Pages as source code
________________

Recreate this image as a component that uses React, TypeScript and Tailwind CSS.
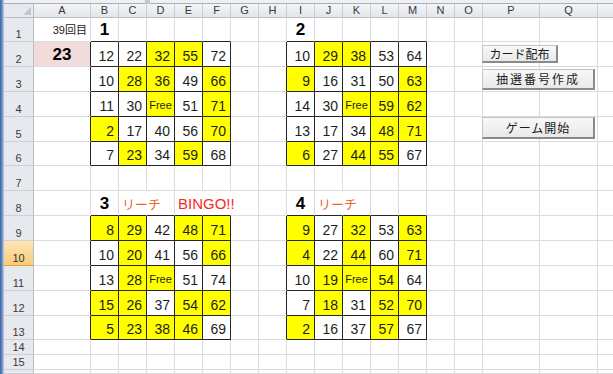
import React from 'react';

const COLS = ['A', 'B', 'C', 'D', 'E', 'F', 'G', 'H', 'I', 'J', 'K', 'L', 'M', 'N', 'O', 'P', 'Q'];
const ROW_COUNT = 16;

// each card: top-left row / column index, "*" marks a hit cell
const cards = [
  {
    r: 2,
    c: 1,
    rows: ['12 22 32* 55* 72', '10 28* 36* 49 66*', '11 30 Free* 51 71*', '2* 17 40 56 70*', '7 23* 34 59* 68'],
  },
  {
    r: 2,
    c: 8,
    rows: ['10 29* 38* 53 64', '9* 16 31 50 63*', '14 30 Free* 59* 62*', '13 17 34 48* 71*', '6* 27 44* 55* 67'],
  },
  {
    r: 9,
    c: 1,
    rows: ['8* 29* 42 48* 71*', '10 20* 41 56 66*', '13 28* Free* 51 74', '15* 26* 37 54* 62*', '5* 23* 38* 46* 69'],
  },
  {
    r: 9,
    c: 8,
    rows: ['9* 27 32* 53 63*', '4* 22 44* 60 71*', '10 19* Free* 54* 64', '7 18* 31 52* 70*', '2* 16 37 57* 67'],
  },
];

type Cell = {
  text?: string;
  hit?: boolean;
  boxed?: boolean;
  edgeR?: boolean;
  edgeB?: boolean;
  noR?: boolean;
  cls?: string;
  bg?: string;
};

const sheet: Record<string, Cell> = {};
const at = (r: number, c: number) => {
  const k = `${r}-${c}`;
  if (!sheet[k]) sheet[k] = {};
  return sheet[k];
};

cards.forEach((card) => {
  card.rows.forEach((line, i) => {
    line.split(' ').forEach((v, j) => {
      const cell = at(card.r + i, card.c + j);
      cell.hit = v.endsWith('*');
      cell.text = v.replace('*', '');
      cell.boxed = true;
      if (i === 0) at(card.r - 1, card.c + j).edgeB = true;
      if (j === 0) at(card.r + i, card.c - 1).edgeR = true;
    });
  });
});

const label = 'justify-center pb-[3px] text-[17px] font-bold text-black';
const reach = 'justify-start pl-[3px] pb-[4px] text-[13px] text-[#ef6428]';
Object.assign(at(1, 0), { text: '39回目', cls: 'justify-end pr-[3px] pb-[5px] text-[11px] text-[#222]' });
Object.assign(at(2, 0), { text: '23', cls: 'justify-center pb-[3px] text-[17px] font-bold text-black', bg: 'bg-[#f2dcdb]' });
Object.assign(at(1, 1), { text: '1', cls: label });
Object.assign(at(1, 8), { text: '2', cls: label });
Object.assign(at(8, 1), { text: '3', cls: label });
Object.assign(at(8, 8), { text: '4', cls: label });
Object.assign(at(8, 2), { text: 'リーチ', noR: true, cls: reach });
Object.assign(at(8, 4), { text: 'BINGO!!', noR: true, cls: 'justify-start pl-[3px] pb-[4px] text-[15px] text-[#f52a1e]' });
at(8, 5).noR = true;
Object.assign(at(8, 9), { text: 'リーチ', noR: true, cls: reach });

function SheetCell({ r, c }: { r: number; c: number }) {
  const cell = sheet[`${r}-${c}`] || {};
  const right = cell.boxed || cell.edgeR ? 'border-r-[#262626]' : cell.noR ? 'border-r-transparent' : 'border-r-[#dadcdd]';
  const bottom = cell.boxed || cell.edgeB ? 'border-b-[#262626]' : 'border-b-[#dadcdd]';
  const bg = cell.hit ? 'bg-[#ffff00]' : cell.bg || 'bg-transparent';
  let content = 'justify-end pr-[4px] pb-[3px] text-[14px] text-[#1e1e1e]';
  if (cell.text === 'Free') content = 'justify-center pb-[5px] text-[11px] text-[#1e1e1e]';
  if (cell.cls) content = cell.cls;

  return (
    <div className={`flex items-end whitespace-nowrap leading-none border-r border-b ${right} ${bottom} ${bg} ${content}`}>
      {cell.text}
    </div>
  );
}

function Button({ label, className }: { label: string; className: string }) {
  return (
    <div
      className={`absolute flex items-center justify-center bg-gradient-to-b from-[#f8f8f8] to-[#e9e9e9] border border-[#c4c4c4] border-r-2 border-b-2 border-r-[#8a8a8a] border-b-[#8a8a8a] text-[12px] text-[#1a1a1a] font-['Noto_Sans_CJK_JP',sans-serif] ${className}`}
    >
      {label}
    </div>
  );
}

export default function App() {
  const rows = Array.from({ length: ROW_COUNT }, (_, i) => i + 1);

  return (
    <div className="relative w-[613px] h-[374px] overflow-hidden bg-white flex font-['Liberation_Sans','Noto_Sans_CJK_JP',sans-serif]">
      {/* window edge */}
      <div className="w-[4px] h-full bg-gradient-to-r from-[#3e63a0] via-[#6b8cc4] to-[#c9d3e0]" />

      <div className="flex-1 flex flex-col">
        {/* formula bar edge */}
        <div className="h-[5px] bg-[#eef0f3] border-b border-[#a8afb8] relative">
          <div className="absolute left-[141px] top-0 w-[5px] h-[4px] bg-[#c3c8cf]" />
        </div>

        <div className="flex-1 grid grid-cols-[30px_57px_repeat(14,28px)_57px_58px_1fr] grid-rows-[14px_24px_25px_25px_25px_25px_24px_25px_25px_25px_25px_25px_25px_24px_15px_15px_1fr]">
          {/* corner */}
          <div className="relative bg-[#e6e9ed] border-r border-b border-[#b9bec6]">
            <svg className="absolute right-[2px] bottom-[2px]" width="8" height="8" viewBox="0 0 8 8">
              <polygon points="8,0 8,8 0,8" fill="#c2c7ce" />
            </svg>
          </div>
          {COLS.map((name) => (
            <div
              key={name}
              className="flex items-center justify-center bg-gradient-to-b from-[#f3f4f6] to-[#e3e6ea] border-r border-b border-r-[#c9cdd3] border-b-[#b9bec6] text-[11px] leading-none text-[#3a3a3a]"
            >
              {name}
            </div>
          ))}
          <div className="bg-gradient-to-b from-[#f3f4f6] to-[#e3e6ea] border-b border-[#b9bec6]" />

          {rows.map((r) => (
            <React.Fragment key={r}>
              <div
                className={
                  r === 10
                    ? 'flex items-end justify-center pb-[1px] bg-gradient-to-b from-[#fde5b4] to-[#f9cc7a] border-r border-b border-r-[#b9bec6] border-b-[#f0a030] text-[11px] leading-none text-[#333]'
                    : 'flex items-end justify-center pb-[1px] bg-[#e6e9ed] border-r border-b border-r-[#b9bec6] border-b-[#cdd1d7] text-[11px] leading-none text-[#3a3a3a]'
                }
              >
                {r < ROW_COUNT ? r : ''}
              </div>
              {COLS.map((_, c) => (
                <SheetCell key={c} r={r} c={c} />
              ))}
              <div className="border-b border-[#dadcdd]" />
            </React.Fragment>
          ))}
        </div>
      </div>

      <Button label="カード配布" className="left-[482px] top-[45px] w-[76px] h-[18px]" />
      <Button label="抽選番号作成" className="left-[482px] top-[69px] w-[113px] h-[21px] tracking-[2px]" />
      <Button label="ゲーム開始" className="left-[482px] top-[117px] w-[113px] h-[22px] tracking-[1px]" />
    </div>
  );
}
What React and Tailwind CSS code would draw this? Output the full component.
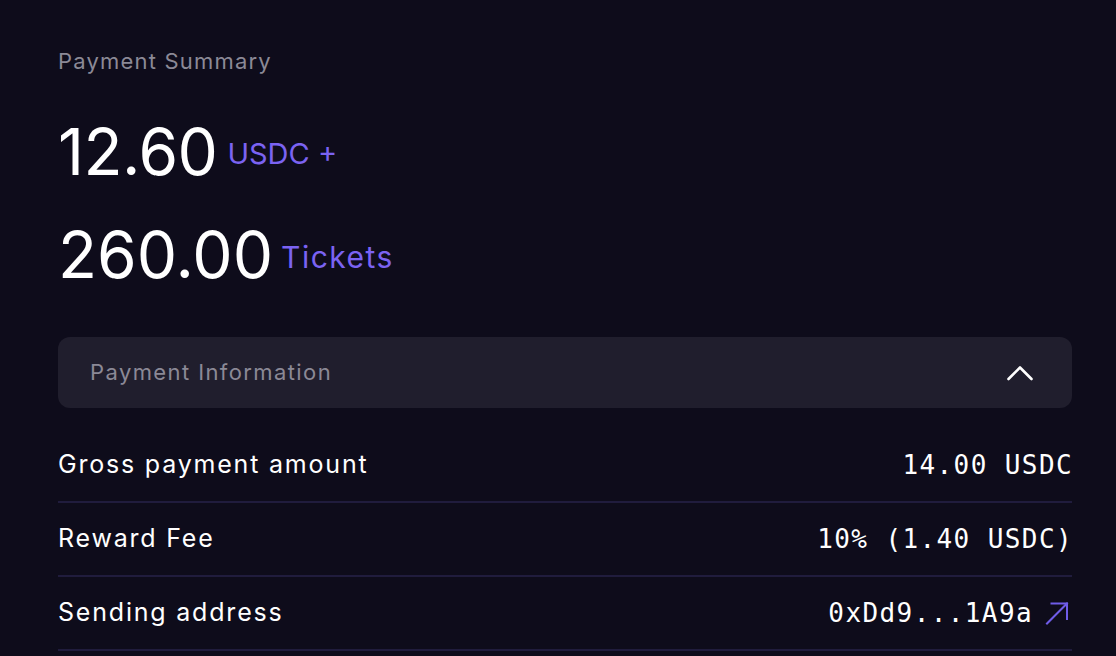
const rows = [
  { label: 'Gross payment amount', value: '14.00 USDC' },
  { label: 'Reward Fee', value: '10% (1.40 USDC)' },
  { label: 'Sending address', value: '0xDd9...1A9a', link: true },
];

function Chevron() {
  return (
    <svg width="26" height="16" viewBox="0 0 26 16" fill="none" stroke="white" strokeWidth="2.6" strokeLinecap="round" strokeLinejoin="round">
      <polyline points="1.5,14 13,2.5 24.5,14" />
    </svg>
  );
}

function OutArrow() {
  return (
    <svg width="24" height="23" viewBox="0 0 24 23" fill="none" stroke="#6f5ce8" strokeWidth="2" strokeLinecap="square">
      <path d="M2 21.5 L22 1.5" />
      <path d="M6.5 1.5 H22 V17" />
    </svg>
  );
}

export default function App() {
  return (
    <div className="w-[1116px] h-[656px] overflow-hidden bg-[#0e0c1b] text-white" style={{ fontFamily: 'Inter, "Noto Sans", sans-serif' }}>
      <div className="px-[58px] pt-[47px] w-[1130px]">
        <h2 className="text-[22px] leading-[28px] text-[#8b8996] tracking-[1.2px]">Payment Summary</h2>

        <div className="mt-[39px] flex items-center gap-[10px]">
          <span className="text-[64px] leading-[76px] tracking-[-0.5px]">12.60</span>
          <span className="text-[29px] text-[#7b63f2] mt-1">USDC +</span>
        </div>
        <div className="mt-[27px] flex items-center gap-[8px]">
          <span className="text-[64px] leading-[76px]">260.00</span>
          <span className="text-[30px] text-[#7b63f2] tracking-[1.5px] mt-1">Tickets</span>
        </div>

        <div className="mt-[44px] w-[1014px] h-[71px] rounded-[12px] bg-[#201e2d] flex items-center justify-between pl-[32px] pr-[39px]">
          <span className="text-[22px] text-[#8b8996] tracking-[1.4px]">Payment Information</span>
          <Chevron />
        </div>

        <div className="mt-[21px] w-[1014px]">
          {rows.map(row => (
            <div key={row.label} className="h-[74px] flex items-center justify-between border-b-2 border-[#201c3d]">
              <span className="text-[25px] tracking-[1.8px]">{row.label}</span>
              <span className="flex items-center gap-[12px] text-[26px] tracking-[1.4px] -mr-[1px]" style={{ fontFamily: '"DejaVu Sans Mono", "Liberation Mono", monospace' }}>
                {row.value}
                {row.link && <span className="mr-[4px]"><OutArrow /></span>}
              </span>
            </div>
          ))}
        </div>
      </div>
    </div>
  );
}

________________

# [WHAT IS BEING ASKED]
Extract all lines that hold the word "Tailwind".

# [SOLUTION BELOW]
Recreate this image as a component that uses React, TypeScript and Tailwind CSS.
What React and Tailwind CSS code would draw this? Output the full component.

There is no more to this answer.